Your goal: From the entries below, copy every line where the string "size" appears.

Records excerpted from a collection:
* START *

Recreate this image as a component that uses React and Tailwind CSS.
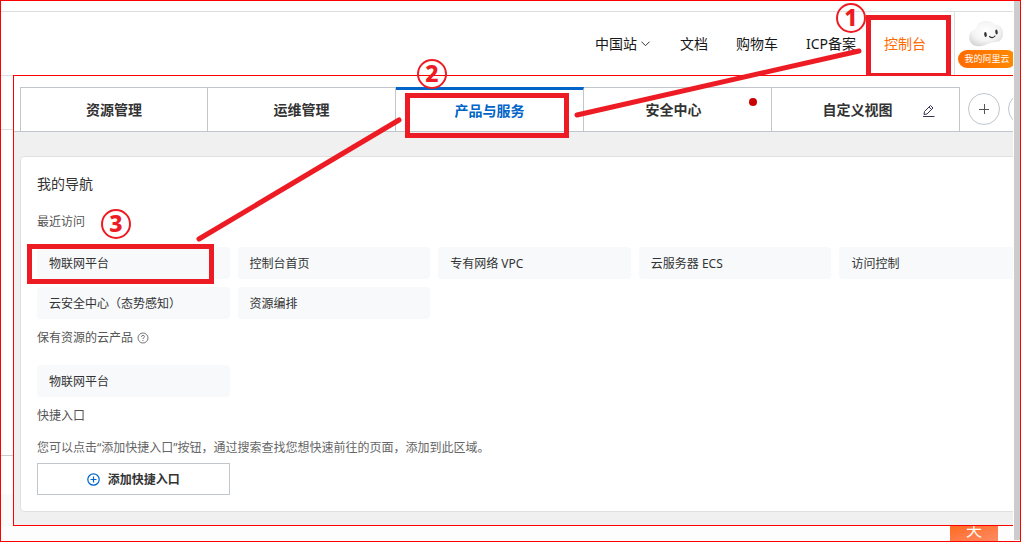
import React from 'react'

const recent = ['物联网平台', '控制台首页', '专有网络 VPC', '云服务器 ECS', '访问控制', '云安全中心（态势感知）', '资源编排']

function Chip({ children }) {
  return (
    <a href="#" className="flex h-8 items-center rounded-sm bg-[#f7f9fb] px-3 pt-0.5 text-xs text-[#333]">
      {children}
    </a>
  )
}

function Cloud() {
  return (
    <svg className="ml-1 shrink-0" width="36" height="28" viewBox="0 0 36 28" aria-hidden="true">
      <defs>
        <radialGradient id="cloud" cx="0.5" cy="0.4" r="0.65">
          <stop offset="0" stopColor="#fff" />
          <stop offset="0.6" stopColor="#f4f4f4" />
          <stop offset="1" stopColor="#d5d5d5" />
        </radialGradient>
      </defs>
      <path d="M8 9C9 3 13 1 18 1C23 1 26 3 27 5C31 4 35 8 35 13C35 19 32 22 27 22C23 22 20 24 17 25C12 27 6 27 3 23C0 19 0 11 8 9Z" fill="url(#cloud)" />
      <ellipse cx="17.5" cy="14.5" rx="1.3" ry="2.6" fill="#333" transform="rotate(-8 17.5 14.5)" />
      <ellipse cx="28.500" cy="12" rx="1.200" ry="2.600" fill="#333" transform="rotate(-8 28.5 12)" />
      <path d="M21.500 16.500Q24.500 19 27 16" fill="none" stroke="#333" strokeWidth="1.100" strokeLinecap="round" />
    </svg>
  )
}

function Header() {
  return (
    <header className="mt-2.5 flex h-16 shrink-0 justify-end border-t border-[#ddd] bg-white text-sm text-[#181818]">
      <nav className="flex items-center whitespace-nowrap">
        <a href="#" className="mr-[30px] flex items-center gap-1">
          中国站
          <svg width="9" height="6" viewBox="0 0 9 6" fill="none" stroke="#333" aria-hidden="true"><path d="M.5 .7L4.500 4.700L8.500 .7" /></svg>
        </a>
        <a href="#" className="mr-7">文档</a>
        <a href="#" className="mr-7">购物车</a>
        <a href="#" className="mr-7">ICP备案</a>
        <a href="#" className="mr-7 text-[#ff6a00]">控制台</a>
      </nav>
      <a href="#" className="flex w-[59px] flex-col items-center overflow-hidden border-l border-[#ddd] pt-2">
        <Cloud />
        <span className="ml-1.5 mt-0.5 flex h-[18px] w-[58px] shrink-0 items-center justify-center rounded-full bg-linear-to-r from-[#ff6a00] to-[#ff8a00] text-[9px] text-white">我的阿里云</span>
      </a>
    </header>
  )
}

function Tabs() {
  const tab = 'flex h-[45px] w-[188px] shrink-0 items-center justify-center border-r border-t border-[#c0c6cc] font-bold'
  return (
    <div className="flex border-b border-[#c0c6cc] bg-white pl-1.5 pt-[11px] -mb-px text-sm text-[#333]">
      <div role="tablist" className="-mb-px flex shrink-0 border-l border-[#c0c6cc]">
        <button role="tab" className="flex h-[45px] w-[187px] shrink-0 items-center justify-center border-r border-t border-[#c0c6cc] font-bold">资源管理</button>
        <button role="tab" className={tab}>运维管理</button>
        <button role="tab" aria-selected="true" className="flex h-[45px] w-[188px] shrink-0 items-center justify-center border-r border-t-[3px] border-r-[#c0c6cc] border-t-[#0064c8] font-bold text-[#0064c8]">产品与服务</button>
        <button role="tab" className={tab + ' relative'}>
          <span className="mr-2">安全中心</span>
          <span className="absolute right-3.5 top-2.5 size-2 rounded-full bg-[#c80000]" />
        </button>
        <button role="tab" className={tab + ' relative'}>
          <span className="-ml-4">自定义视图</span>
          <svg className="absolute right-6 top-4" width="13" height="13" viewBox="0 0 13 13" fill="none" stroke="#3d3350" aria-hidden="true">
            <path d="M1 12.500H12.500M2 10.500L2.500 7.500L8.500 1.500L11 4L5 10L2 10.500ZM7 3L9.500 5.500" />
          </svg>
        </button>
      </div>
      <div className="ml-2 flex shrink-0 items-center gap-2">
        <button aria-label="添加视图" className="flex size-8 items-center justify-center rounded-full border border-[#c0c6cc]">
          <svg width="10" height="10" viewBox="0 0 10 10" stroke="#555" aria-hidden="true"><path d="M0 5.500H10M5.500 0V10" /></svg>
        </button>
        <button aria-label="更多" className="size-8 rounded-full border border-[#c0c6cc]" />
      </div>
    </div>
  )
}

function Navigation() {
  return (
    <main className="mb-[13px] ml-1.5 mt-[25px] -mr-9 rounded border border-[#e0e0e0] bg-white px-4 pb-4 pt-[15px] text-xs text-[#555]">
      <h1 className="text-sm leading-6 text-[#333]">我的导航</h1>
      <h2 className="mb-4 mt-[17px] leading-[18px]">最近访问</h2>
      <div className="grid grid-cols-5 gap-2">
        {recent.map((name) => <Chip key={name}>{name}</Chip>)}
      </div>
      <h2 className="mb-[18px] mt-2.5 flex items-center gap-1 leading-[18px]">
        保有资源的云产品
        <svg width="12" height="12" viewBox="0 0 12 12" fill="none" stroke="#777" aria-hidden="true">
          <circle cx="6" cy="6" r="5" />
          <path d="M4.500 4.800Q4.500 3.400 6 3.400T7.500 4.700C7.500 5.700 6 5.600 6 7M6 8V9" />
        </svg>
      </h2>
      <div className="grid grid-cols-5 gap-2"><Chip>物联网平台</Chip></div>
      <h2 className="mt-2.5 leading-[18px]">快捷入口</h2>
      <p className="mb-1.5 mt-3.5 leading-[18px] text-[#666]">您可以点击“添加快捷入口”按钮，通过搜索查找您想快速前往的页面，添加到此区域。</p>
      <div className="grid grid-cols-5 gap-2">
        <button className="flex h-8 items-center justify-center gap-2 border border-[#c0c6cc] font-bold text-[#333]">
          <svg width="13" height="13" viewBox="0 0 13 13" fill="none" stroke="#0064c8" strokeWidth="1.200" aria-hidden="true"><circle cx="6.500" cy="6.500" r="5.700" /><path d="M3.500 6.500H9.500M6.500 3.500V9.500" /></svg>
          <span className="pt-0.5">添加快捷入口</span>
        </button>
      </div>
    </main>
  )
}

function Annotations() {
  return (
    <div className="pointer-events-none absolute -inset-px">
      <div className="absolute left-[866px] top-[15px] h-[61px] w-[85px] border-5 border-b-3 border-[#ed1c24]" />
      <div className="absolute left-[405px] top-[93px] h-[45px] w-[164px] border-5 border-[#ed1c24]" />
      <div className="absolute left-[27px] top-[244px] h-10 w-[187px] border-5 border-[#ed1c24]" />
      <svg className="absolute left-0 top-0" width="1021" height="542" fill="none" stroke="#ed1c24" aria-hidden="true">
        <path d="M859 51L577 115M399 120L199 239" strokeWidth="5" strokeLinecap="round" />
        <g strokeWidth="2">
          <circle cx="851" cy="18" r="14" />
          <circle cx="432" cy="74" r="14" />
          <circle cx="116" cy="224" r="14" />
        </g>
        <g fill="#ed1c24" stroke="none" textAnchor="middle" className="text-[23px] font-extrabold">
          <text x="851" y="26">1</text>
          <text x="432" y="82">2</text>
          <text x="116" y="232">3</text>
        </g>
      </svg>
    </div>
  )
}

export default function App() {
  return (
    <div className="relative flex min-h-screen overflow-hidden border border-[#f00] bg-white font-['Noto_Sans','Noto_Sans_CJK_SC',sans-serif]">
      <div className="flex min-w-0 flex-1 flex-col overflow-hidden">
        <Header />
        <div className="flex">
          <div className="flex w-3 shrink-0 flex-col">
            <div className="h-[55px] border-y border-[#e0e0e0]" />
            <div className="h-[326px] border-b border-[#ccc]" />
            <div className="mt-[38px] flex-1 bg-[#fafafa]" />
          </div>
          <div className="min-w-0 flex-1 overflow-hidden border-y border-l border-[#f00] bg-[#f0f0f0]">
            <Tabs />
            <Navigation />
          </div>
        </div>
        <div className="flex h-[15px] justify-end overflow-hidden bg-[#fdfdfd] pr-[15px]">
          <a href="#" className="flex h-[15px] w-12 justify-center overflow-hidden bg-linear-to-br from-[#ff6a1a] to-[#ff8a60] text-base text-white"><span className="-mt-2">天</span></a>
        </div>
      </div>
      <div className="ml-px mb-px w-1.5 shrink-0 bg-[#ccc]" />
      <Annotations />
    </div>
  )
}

* END *
* START *

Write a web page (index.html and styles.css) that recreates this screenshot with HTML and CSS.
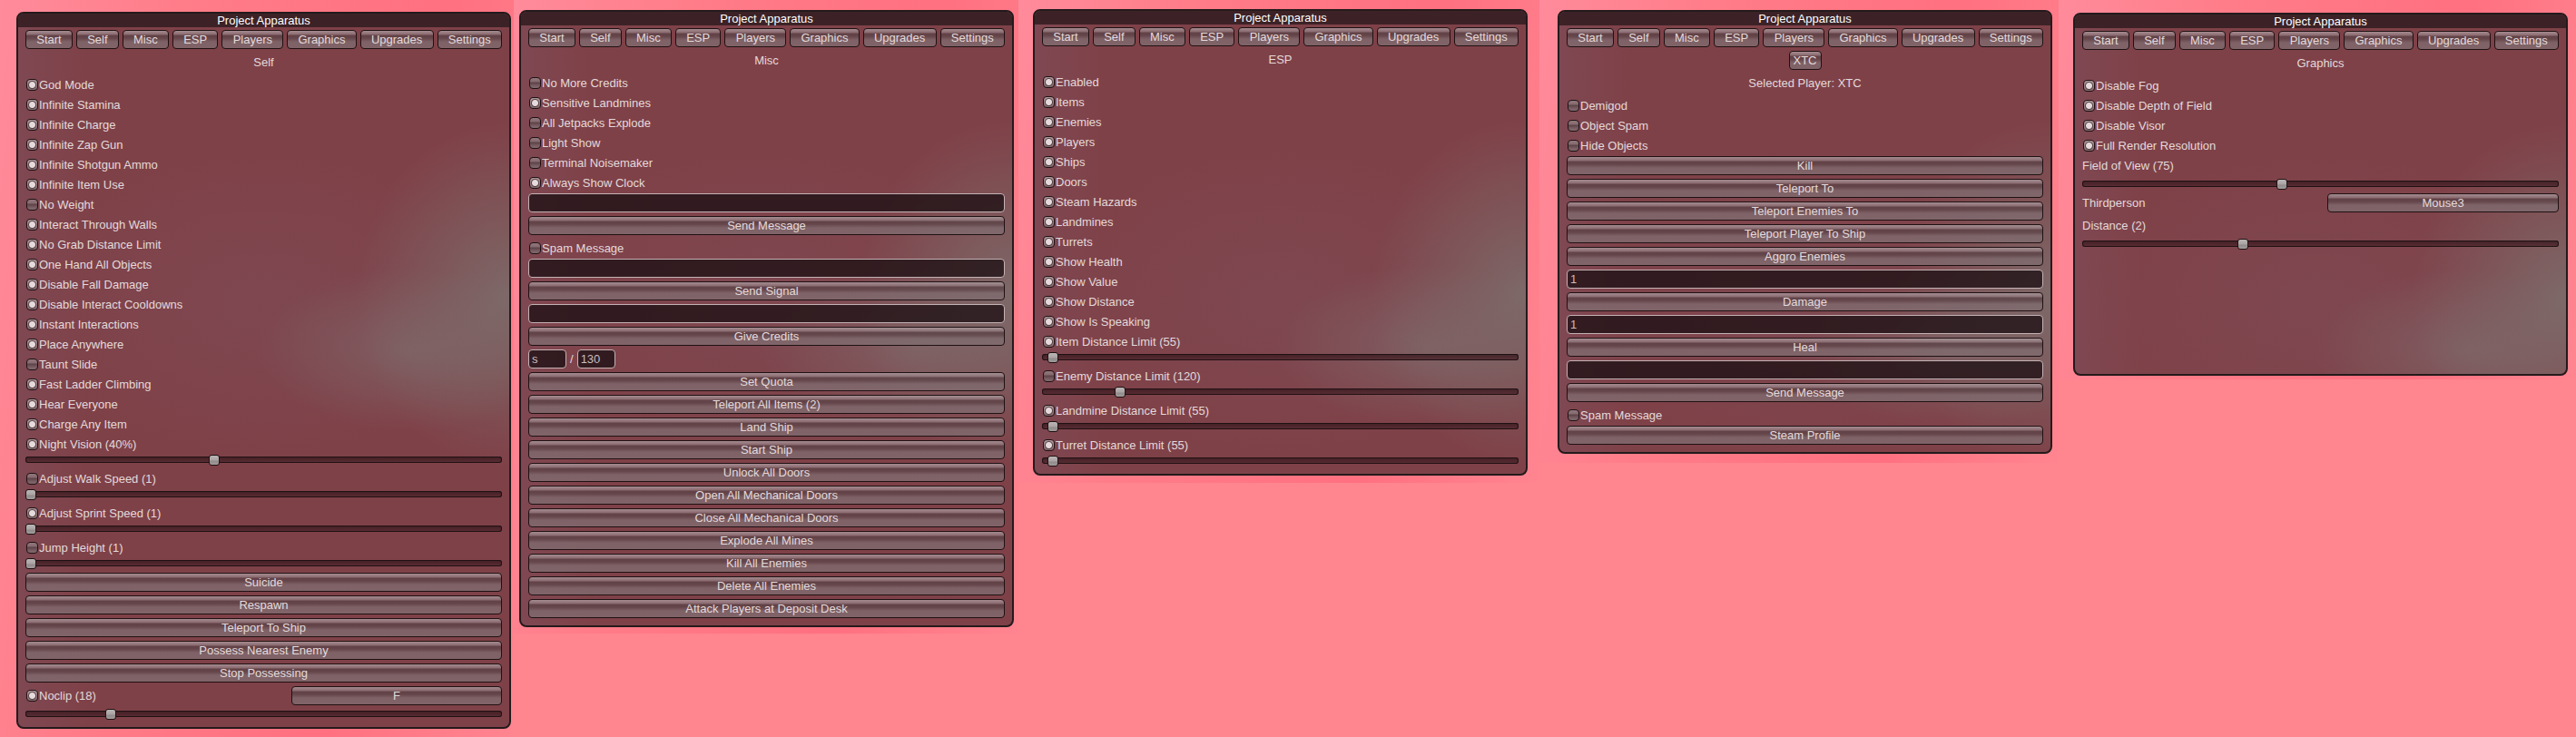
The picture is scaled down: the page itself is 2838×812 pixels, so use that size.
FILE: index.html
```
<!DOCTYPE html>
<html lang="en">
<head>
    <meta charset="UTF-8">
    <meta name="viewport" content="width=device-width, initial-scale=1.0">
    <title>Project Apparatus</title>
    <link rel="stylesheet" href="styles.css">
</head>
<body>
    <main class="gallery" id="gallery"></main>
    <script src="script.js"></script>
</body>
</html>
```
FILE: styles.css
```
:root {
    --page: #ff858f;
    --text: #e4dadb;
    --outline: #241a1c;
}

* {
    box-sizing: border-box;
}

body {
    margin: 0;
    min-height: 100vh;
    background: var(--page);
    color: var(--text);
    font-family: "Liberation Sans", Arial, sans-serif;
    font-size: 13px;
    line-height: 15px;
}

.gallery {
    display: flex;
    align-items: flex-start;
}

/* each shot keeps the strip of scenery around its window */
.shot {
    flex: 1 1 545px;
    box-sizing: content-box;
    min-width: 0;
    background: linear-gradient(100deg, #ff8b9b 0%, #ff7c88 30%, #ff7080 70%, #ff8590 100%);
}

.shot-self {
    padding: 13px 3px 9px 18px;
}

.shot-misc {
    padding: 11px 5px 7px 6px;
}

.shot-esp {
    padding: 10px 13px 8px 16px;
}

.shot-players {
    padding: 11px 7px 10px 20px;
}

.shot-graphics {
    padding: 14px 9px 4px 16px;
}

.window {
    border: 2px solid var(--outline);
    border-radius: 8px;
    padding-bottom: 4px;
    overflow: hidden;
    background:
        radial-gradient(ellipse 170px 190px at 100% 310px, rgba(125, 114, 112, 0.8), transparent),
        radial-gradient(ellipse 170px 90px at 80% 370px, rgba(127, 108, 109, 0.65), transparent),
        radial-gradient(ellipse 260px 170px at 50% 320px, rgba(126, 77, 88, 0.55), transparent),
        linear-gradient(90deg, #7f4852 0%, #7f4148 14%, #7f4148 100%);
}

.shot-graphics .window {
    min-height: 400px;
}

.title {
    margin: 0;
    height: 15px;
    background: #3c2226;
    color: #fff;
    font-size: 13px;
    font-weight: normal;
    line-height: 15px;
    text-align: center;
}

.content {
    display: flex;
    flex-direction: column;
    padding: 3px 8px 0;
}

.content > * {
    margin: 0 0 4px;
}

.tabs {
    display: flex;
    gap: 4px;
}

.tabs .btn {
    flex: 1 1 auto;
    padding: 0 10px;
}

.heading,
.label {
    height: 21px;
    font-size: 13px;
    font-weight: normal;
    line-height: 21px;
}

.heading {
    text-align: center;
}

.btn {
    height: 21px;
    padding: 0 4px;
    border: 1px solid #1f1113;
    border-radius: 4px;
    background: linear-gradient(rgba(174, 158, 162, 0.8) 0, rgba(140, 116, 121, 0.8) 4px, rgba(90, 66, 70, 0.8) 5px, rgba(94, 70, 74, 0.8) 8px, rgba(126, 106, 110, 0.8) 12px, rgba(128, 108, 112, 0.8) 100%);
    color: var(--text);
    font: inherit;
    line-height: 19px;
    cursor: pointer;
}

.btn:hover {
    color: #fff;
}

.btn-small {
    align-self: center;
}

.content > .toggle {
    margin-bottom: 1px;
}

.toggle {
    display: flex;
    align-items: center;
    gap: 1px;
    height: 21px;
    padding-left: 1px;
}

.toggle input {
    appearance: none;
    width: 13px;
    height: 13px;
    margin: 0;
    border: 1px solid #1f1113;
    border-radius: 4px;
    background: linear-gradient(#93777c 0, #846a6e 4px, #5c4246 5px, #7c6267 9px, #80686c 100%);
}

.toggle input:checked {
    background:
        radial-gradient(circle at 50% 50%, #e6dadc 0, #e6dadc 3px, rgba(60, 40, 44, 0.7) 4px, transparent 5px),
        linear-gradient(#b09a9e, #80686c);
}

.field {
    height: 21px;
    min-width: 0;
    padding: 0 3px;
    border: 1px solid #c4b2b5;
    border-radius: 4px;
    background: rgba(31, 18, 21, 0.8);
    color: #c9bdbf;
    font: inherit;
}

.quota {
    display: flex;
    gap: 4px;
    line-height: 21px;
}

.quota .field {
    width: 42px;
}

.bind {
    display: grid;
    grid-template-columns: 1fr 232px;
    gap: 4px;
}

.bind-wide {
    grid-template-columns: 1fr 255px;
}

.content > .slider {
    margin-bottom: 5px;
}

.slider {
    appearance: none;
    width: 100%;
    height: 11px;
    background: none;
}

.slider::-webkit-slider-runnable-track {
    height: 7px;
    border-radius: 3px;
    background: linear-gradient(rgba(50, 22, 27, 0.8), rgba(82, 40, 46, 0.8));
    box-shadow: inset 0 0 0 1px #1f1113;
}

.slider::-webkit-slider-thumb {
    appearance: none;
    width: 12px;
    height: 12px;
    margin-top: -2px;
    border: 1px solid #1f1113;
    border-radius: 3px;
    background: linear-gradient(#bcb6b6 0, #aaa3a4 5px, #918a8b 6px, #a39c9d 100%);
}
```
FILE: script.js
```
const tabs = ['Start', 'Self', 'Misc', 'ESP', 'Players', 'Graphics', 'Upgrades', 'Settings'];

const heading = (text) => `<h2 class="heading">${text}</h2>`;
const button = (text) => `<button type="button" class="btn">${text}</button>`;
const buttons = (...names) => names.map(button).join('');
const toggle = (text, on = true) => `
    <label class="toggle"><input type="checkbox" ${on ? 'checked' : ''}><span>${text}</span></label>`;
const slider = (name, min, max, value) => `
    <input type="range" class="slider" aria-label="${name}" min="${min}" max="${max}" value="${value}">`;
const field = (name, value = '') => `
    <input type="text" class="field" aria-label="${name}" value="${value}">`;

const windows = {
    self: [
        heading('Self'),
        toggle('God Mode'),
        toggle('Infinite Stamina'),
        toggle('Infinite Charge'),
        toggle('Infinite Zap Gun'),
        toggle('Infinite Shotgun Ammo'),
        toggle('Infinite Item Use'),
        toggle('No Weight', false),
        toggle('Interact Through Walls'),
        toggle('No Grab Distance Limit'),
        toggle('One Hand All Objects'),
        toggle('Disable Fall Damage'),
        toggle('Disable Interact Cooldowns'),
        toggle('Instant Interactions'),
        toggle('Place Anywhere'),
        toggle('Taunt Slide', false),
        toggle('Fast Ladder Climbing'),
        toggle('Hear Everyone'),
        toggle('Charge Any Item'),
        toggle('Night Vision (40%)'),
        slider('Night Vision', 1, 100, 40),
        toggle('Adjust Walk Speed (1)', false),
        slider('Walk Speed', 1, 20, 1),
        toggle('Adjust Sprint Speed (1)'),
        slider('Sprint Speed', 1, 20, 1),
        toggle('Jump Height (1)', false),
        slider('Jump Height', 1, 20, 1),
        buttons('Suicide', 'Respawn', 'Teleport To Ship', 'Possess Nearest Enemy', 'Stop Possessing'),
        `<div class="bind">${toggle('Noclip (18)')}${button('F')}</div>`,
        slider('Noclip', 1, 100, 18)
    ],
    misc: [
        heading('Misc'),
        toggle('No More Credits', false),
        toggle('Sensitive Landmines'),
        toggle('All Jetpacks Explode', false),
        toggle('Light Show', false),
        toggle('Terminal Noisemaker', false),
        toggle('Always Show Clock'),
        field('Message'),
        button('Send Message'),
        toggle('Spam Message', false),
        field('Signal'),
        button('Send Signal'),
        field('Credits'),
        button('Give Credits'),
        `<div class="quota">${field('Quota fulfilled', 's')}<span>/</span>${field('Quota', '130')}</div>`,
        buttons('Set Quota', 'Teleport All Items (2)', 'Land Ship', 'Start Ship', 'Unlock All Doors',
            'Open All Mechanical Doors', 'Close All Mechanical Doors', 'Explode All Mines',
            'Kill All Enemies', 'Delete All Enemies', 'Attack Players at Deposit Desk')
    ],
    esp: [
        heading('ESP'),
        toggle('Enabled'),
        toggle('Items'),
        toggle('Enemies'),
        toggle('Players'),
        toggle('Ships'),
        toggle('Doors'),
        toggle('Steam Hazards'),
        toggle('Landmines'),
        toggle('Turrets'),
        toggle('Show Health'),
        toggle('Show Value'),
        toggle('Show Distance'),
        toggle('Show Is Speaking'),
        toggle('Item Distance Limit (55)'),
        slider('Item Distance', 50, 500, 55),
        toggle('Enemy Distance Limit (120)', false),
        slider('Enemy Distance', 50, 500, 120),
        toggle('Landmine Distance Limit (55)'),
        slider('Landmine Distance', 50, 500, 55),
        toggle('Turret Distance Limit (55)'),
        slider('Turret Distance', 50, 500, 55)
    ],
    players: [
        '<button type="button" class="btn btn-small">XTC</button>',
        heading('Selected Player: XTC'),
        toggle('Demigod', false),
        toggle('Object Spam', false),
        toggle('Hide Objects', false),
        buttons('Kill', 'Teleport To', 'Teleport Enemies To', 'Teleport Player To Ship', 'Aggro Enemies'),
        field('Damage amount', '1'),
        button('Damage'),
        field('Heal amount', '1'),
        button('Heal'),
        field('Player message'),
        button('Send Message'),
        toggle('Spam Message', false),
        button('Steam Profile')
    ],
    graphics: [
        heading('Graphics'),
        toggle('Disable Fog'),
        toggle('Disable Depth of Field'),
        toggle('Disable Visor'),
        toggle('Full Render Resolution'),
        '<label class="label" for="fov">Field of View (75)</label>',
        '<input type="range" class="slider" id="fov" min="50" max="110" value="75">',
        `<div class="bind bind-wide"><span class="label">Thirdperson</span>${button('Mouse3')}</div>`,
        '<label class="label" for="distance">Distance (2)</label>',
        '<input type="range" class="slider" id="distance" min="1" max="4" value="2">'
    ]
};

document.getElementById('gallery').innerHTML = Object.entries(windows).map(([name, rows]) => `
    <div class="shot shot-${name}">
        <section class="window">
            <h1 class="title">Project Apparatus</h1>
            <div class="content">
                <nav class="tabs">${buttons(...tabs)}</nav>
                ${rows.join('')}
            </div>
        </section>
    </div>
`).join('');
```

* END *

Full output:
          <span className="absolute right-3.5 top-2.5 size-2 rounded-full bg-[#c80000]" />
        <button aria-label="添加视图" className="flex size-8 items-center justify-center rounded-full border border-[#c0c6cc]">
        <button aria-label="更多" className="size-8 rounded-full border border-[#c0c6cc]" />
The picture is scaled down: the page itself is 2838×812 pixels, so use that size.
    font-size: 13px;
    font-size: 13px;
    font-size: 13px;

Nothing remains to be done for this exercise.